Given exercise: Produce a word-for-word copy of the listing below without its pictures.

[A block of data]
— begin —
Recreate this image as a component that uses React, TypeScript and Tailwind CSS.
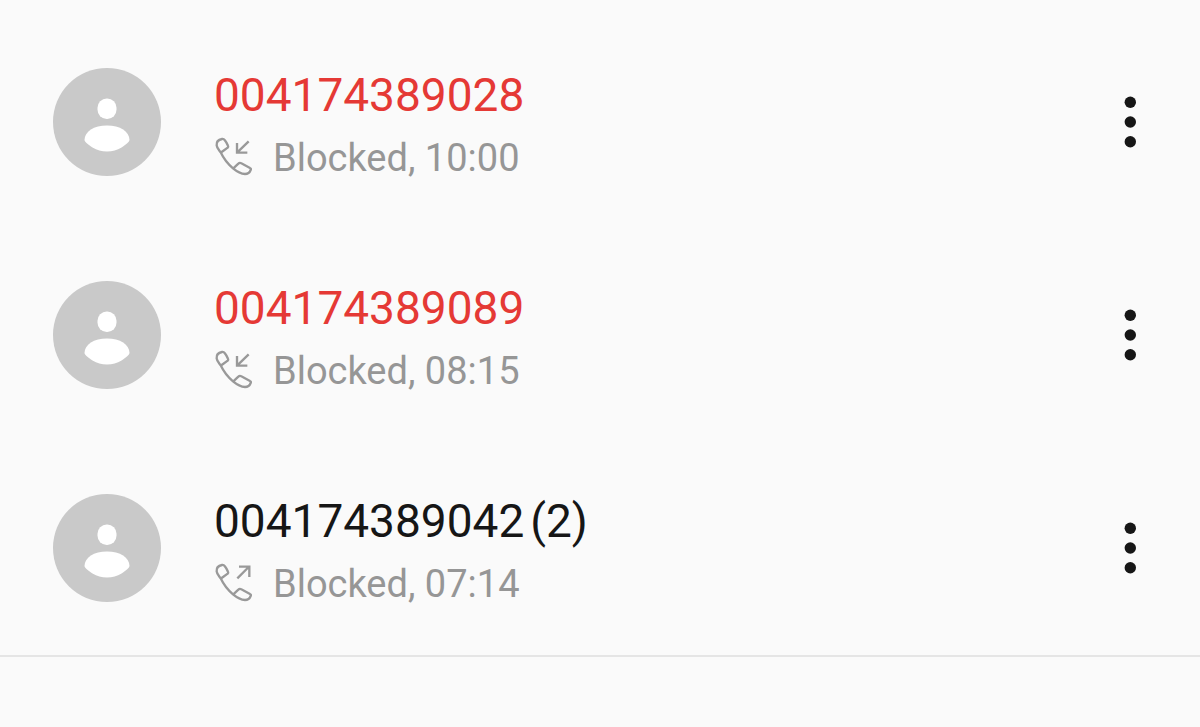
/**
 * Call log list with blocked calls
 */

import React from 'react';

type Direction = 'incoming' | 'outgoing';

interface CallEntry {
  id: number;
  number: string;
  count?: number;
  direction: Direction;
  status: string;
  time: string;
  rejected: boolean;
}

const calls: CallEntry[] = [
  { id: 1, number: '004174389028', direction: 'incoming', status: 'Blocked', time: '10:00', rejected: true },
  { id: 2, number: '004174389089', direction: 'incoming', status: 'Blocked', time: '08:15', rejected: true },
  { id: 3, number: '004174389042', count: 2, direction: 'outgoing', status: 'Blocked', time: '07:14', rejected: false },
];

const Avatar = () => (
  <svg viewBox="0 0 108 108" className="w-[108px] h-[108px] shrink-0" aria-hidden="true">
    <circle cx="54" cy="54" r="54" fill="#c9c9c9" />
    <rect x="44.5" y="30.5" width="19" height="20.5" rx="9.2" fill="#fff" />
    <path
      d="M54 57.5c13 0 22.5 6 22.5 14.5 0 2-5 5.5-8 7.5-4.5 2.8-9 4-14.5 4s-10-1.2-14.5-4c-3-2-8-5.5-8-7.5C31.5 63.5 41 57.5 54 57.5z"
      fill="#fff"
    />
  </svg>
);

const CallIcon = ({ direction }: { direction: Direction }) => (
  <svg
    viewBox="0 0 120 120"
    className="w-10 h-10 mb-1 shrink-0"
    fill="none"
    stroke="#999999"
    strokeWidth="7"
    strokeLinecap="round"
    strokeLinejoin="round"
    role="img"
    aria-label={`${direction} call`}
  >
    <path d="M23 48L41 35Q44 33 42 29C39 22 36 17 32 12Q29 8 24 9C13 11 7 18 8 28C9 37 15 42 20 49C29 68 40 83 57 97C68 106 80 113 93 114C101 114 107 110 110 102Q112 98 108 96L82 82Q77 79 73 83L58 97" />
    {direction === 'incoming' ? (
      <path d="M104 16L70 49M69 21V50H100" strokeLinecap="butt" strokeLinejoin="miter" />
    ) : (
      <path d="M70 49L104 15M75 14H106V45" strokeLinecap="butt" strokeLinejoin="miter" />
    )}
  </svg>
);

const MoreIcon = () => (
  <svg viewBox="0 0 12 52" className="w-3 h-[52px]" fill="#161616" aria-hidden="true">
    <circle cx="6.3" cy="6.3" r="5.7" />
    <circle cx="6.3" cy="26" r="5.7" />
    <circle cx="6.3" cy="45.7" r="5.7" />
  </svg>
);

const CallRow = ({ call }: { call: CallEntry }) => (
  <li className="flex items-center h-[213px] pl-[53px] pr-12">
    <Avatar />
    <div className="flex-1 min-w-0 ml-[53px] pt-2.5">
      <p
        className={`flex gap-1.5 text-[46px] leading-[63px] whitespace-nowrap ${
          call.rejected ? 'text-[#e53935]' : 'text-[#161616]'
        }`}
      >
        <span>{call.number}</span>
        {call.count && <span>({call.count})</span>}
      </p>
      <div className="flex items-center text-[38px] leading-[63px] text-[#969696] whitespace-nowrap">
        <CallIcon direction={call.direction} />
        <span className="ml-[19px]">
          {call.status}, {call.time}
        </span>
      </div>
    </div>
    <button type="button" aria-label={`More options for ${call.number}`} className="px-4 py-3 shrink-0">
      <MoreIcon />
    </button>
  </li>
);

export default function App() {
  return (
    <main className="min-h-screen bg-[#fafafa] pt-[15px] font-['Roboto',sans-serif]">
      <ul className="pb-px border-b-2 border-[#e5e5e5]">
        {calls.map((call) => (
          <CallRow key={call.id} call={call} />
        ))}
      </ul>
    </main>
  );
}
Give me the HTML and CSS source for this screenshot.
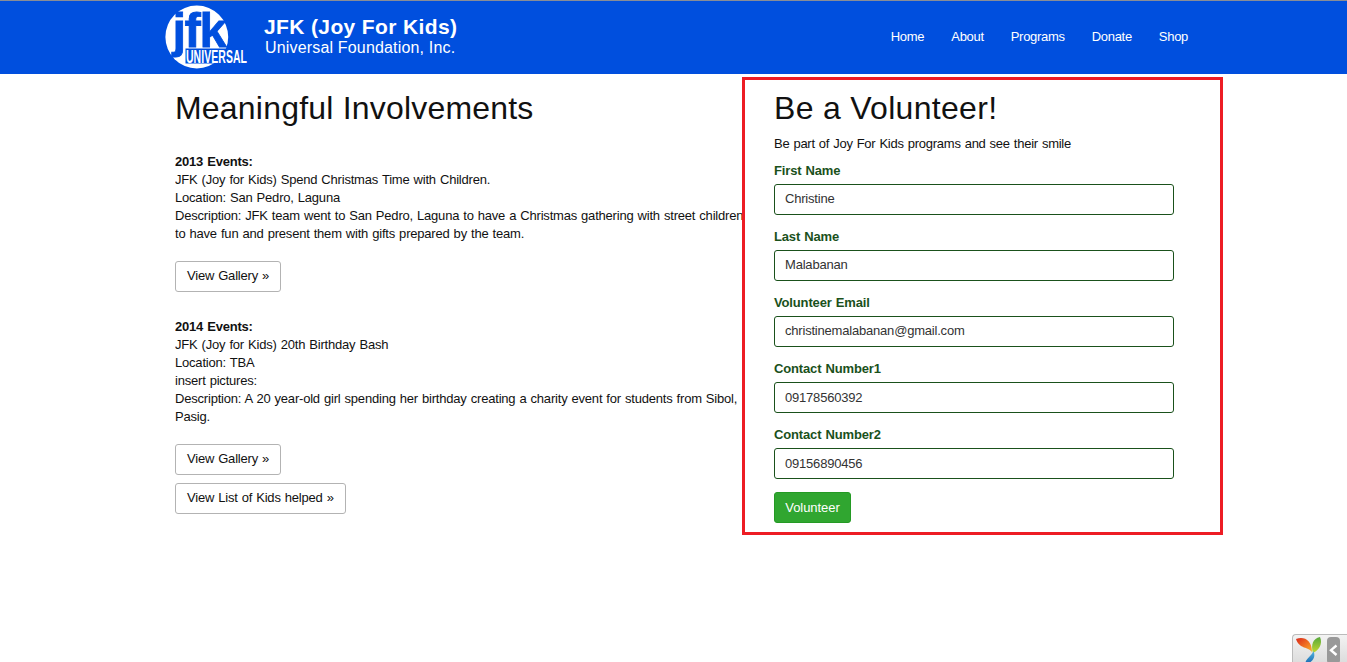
— end —
Task solution:
Recreate this image as a component that uses React, TypeScript and Tailwind CSS.
/**
 * Call log list with blocked calls
 */

import React from 'react';

type Direction = 'incoming' | 'outgoing';

interface CallEntry {
  id: number;
  number: string;
  count?: number;
  direction: Direction;
  status: string;
  time: string;
  rejected: boolean;
}

const calls: CallEntry[] = [
  { id: 1, number: '004174389028', direction: 'incoming', status: 'Blocked', time: '10:00', rejected: true },
  { id: 2, number: '004174389089', direction: 'incoming', status: 'Blocked', time: '08:15', rejected: true },
  { id: 3, number: '004174389042', count: 2, direction: 'outgoing', status: 'Blocked', time: '07:14', rejected: false },
];

const Avatar = () => (
  <svg viewBox="0 0 108 108" className="w-[108px] h-[108px] shrink-0" aria-hidden="true">
    <circle cx="54" cy="54" r="54" fill="#c9c9c9" />
    <rect x="44.5" y="30.5" width="19" height="20.5" rx="9.2" fill="#fff" />
    <path
      d="M54 57.5c13 0 22.5 6 22.5 14.5 0 2-5 5.5-8 7.5-4.5 2.8-9 4-14.5 4s-10-1.2-14.5-4c-3-2-8-5.5-8-7.5C31.5 63.5 41 57.5 54 57.5z"
      fill="#fff"
    />
  </svg>
);

const CallIcon = ({ direction }: { direction: Direction }) => (
  <svg
    viewBox="0 0 120 120"
    className="w-10 h-10 mb-1 shrink-0"
    fill="none"
    stroke="#999999"
    strokeWidth="7"
    strokeLinecap="round"
    strokeLinejoin="round"
    role="img"
    aria-label={`${direction} call`}
  >
    <path d="M23 48L41 35Q44 33 42 29C39 22 36 17 32 12Q29 8 24 9C13 11 7 18 8 28C9 37 15 42 20 49C29 68 40 83 57 97C68 106 80 113 93 114C101 114 107 110 110 102Q112 98 108 96L82 82Q77 79 73 83L58 97" />
    {direction === 'incoming' ? (
      <path d="M104 16L70 49M69 21V50H100" strokeLinecap="butt" strokeLinejoin="miter" />
    ) : (
      <path d="M70 49L104 15M75 14H106V45" strokeLinecap="butt" strokeLinejoin="miter" />
    )}
  </svg>
);

const MoreIcon = () => (
  <svg viewBox="0 0 12 52" className="w-3 h-[52px]" fill="#161616" aria-hidden="true">
    <circle cx="6.3" cy="6.3" r="5.7" />
    <circle cx="6.3" cy="26" r="5.7" />
    <circle cx="6.3" cy="45.7" r="5.7" />
  </svg>
);

const CallRow = ({ call }: { call: CallEntry }) => (
  <li className="flex items-center h-[213px] pl-[53px] pr-12">
    <Avatar />
    <div className="flex-1 min-w-0 ml-[53px] pt-2.5">
      <p
        className={`flex gap-1.5 text-[46px] leading-[63px] whitespace-nowrap ${
          call.rejected ? 'text-[#e53935]' : 'text-[#161616]'
        }`}
      >
        <span>{call.number}</span>
        {call.count && <span>({call.count})</span>}
      </p>
      <div className="flex items-center text-[38px] leading-[63px] text-[#969696] whitespace-nowrap">
        <CallIcon direction={call.direction} />
        <span className="ml-[19px]">
          {call.status}, {call.time}
        </span>
      </div>
    </div>
    <button type="button" aria-label={`More options for ${call.number}`} className="px-4 py-3 shrink-0">
      <MoreIcon />
    </button>
  </li>
);

export default function App() {
  return (
    <main className="min-h-screen bg-[#fafafa] pt-[15px] font-['Roboto',sans-serif]">
      <ul className="pb-px border-b-2 border-[#e5e5e5]">
        {calls.map((call) => (
          <CallRow key={call.id} call={call} />
        ))}
      </ul>
    </main>
  );
}
Give me the HTML and CSS source for this screenshot.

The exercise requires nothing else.